Biochemical, proteomic and genetic characterization of oxygen survival mechanisms in sulphate-reducing bacteria of the genus Desulfovibrio

Abstract

INTRODUCTION Sulphate-reducing bacteria (SRB) are anaerobes, which derive energy for growth from anaerobic metabolism, coupling the oxidation of organic substrates with the dissimilatory reduction of sulphate to hydrogen sulphide (sulphate respiration). Although generally considered as strict anaerobes, more and more data indicate a higher abundance and metabolic activity in oxic zones of biotopes, such as marine and freshwater sediments, than in neighbouring anoxic zones (Ravenschlag et al. , 2000; Sass et al. , 1997; 1998). A well-documented example of sulphate reduction under oxic conditions is also provided by cyanobacterial mats. Here a zone of photosynthetic oxygen synthesis overlaps with a zone of sulphide production by SRB and a zone of oxygen-dependent microbial sulphide oxidation, creating steep, opposing gradients of oxygen and sulphide, which fluctuate with the rhythm of day and night (Canfield and des Marais, 1991; Teske et al. , 1998; Caumette et al. , 1994).
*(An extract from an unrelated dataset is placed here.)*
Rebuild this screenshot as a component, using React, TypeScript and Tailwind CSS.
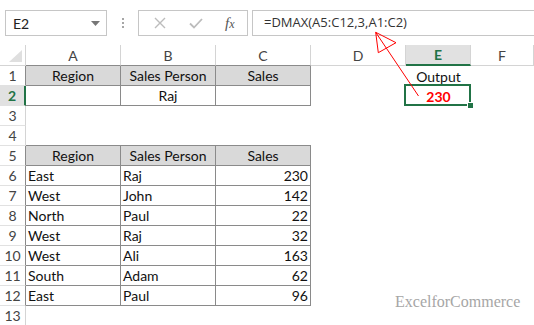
import React from 'react';

type Align = 'left' | 'center' | 'right';

interface CellDef {
    text?: string;
    align?: Align;
    head?: boolean;
    boxed?: boolean;
    edge?: boolean; // dark line under a cell sitting right above a table
}

const colWidths = ['w-[95px]', 'w-[95px]', 'w-[95px]', 'w-[95px]', 'w-[65px]', 'flex-1'];
const colLetters = ['A', 'B', 'C', 'D', 'E', 'F'];

const salesData = [
    { region: 'East', person: 'Raj', sales: 230 },
    { region: 'West', person: 'John', sales: 142 },
    { region: 'North', person: 'Paul', sales: 22 },
    { region: 'West', person: 'Raj', sales: 32 },
    { region: 'West', person: 'Ali', sales: 163 },
    { region: 'South', person: 'Adam', sales: 62 },
    { region: 'East', person: 'Paul', sales: 96 },
];

function alignClass(align?: Align) {
    if (align === 'center') return 'justify-center';
    if (align === 'right') return 'justify-end pr-[2px]';
    return 'justify-start pl-[2px]';
}

function Cell({ def, width }: { def: CellDef; width: string }) {
    let cls = `${width} shrink-0 flex items-center overflow-hidden whitespace-nowrap ${alignClass(def.align)}`;
    if (def.boxed) cls += ' border-r border-b border-[#8a8a8a]';
    if (def.head) cls += ' bg-[#d9d9d9]';
    if (def.edge) cls += ' border-b border-[#8a8a8a]';
    return <div className={cls}>{def.text}</div>;
}

function SheetRow({ n, cells, boxed, selected, children }: {
    n: number;
    cells: CellDef[];
    boxed?: boolean;
    selected?: boolean;
    children?: React.ReactNode;
}) {
    const hdr = selected
        ? 'bg-[#e1e1e1] text-[#217346] font-bold border-r-2 border-r-[#217346]'
        : boxed
            ? 'text-[#444] border-r border-r-[#8a8a8a]'
            : 'text-[#444] border-r border-r-[#d4d4d4]';
    return (
        <div className="flex h-[20px]">
            <div className={`w-[26px] shrink-0 flex items-center justify-center border-b border-b-[#e1e1e1] ${hdr}`}>
                {n}
            </div>
            {cells.slice(0, 4).map((c, i) => (
                <Cell key={i} def={c} width={colWidths[i]} />
            ))}
            {children ?? <Cell def={cells[4] || {}} width={colWidths[4]} />}
            <Cell def={{}} width={colWidths[5]} />
        </div>
    );
}

function FormulaBar() {
    return (
        <div className="flex h-[45px] items-start pt-[10px] pl-[5px] bg-white">
            {/* name box */}
            <div className="w-[102px] h-[26px] border border-[#c6c6c6] flex items-center justify-between pl-[7px] pr-[6px] text-[14px] text-[#222]">
                <span>E2</span>
                <svg width="9" height="5" viewBox="0 0 9 5"><path d="M0 0h9L4.5 5z" fill="#777" /></svg>
            </div>
            <div className="w-[31px] h-[26px] flex flex-col items-center justify-center gap-[2px]">
                <span className="w-[2px] h-[2px] bg-[#a6a6a6]" />
                <span className="w-[2px] h-[2px] bg-[#a6a6a6]" />
                <span className="w-[2px] h-[2px] bg-[#a6a6a6]" />
            </div>
            {/* cancel / enter / insert function */}
            <div className="w-[110px] h-[26px] border border-[#c6c6c6] flex items-center pl-[14px]">
                <svg width="12" height="12" viewBox="0 0 12 12" className="ml-[1px]">
                    <path d="M1 1l10 10M11 1L1 11" stroke="#bcbcbc" strokeWidth="1.4" />
                </svg>
                <svg width="14" height="11" viewBox="0 0 14 11" className="ml-[23px]">
                    <path d="M1 5.5l4 4L13 1" stroke="#bcbcbc" strokeWidth="1.8" fill="none" />
                </svg>
                <span className="ml-[22px] font-['Liberation_Serif',serif] italic text-[15px] text-[#555] leading-none">
                    f<span className="text-[12px]">x</span>
                </span>
            </div>
            <div className="flex-1 h-[26px] ml-[4px] border-y border-l border-[#c6c6c6] flex items-center pl-[11px] font-['Open_Sans',sans-serif] text-[13px] text-[#333]">
                =DMAX(A5:C12,3,A1:C2)
            </div>
        </div>
    );
}

function ColumnHeaders() {
    return (
        <div className="flex h-[21px] text-[#444]">
            <div className="w-[26px] shrink-0 border-r border-b border-[#d4d4d4] relative flex items-end justify-end pr-[3px] pb-[3px]">
                <svg width="13" height="12" viewBox="0 0 13 12"><path d="M13 0V12H0z" fill="#dfdfdf" /></svg>
            </div>
            {colLetters.map((l, i) => {
                let cls = `${colWidths[i]} shrink-0 flex items-center justify-center`;
                if (i < 3) cls += ' border-r border-r-[#d4d4d4] border-b border-b-[#8a8a8a]';
                else if (i === 4) cls += ' border-r border-r-[#d4d4d4] bg-[#e1e1e1] border-b-2 border-b-[#217346] text-[#217346] font-bold';
                else cls += ' border-r border-[#d4d4d4] border-b';
                return <div key={l} className={cls}>{l}</div>;
            })}
        </div>
    );
}

export default function App() {
    const criteriaHead: CellDef[] = [
        { text: 'Region', align: 'center', head: true, boxed: true },
        { text: 'Sales Person', align: 'center', head: true, boxed: true },
        { text: 'Sales', align: 'center', head: true, boxed: true },
        {},
        { text: 'Output', align: 'center' },
    ];
    const criteriaRow: CellDef[] = [
        { boxed: true },
        { text: 'Raj', align: 'center', boxed: true },
        { boxed: true },
        {},
    ];
    const tableHead: CellDef[] = [
        { text: 'Region', align: 'center', head: true, boxed: true },
        { text: 'Sales Person', align: 'center', head: true, boxed: true },
        { text: 'Sales', align: 'center', head: true, boxed: true },
    ];

    return (
        <div className="relative w-[534px] h-[325px] overflow-hidden bg-white font-['Lato',sans-serif] text-[14px] text-[#111]">
            <FormulaBar />
            <ColumnHeaders />
            <SheetRow n={1} cells={criteriaHead} boxed />
            <SheetRow n={2} cells={criteriaRow} boxed selected>
                <div className="w-[65px] shrink-0 relative flex items-center justify-center font-bold text-[#ff0000]">
                    230
                    {/* active cell outline + fill handle */}
                    <div className="absolute left-[-2px] top-[-2px] w-[67px] h-[22px] border-2 border-[#217346]" />
                    <div className="absolute left-[61px] top-[16px] w-[7px] h-[7px] bg-[#217346] border border-white" />
                </div>
            </SheetRow>
            <SheetRow n={3} cells={[]} />
            <SheetRow n={4} cells={[{ edge: true }, { edge: true }, { edge: true }]} />
            <SheetRow n={5} cells={tableHead} boxed />
            {salesData.map((r, i) => (
                <SheetRow
                    key={i}
                    n={6 + i}
                    boxed
                    cells={[
                        { text: r.region, boxed: true },
                        { text: r.person, boxed: true },
                        { text: String(r.sales), align: 'right', boxed: true },
                    ]}
                />
            ))}
            <SheetRow n={13} cells={[]} />

            {/* watermark */}
            <div className="absolute left-[395px] top-[290px] font-['Liberation_Serif',serif] text-[16px] text-[#a6a6a6]">
                ExcelforCommerce
            </div>

            {/* annotation arrow */}
            <svg className="absolute inset-0 pointer-events-none" width="534" height="325">
                <line x1="418.5" y1="96" x2="375.7" y2="32.3" stroke="#ff0000" strokeWidth="1" />
                <polygon points="375.7,32.3 396,42.7 378.3,52.7" fill="none" stroke="#ff0000" strokeWidth="1" />
            </svg>
        </div>
    );
}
In cyanobacterial mats from the saline evaporation pond in Baja California, Desulfobacter and Desulfobacterium are restricted to greater depths while the Desulfococcus and Desulfovibrio groups are predominant in the upper part of the photo-oxic zone (Risatti et al. , 1994). The high numbers of SRB found in these oxic environments indicate that these organisms are able to deal with temporal exposures to oxygen concentrations as high as 1.5 mM (Sigalevich and Cohen, 2000). In these oxygen-exposed systems SRB of the genus Desulfovibrio are among the most oxygen-tolerant, e.g. Desulfovibrio oxyclinae was isolated from Solar Lake microbial mats (Krekeler et al. , 1997) and Desulfovibrio desulfuricans strain DvO1 was isolated from activated sludge aerated to atmospheric oxygen saturation (Kjeldsen et al ., 2005).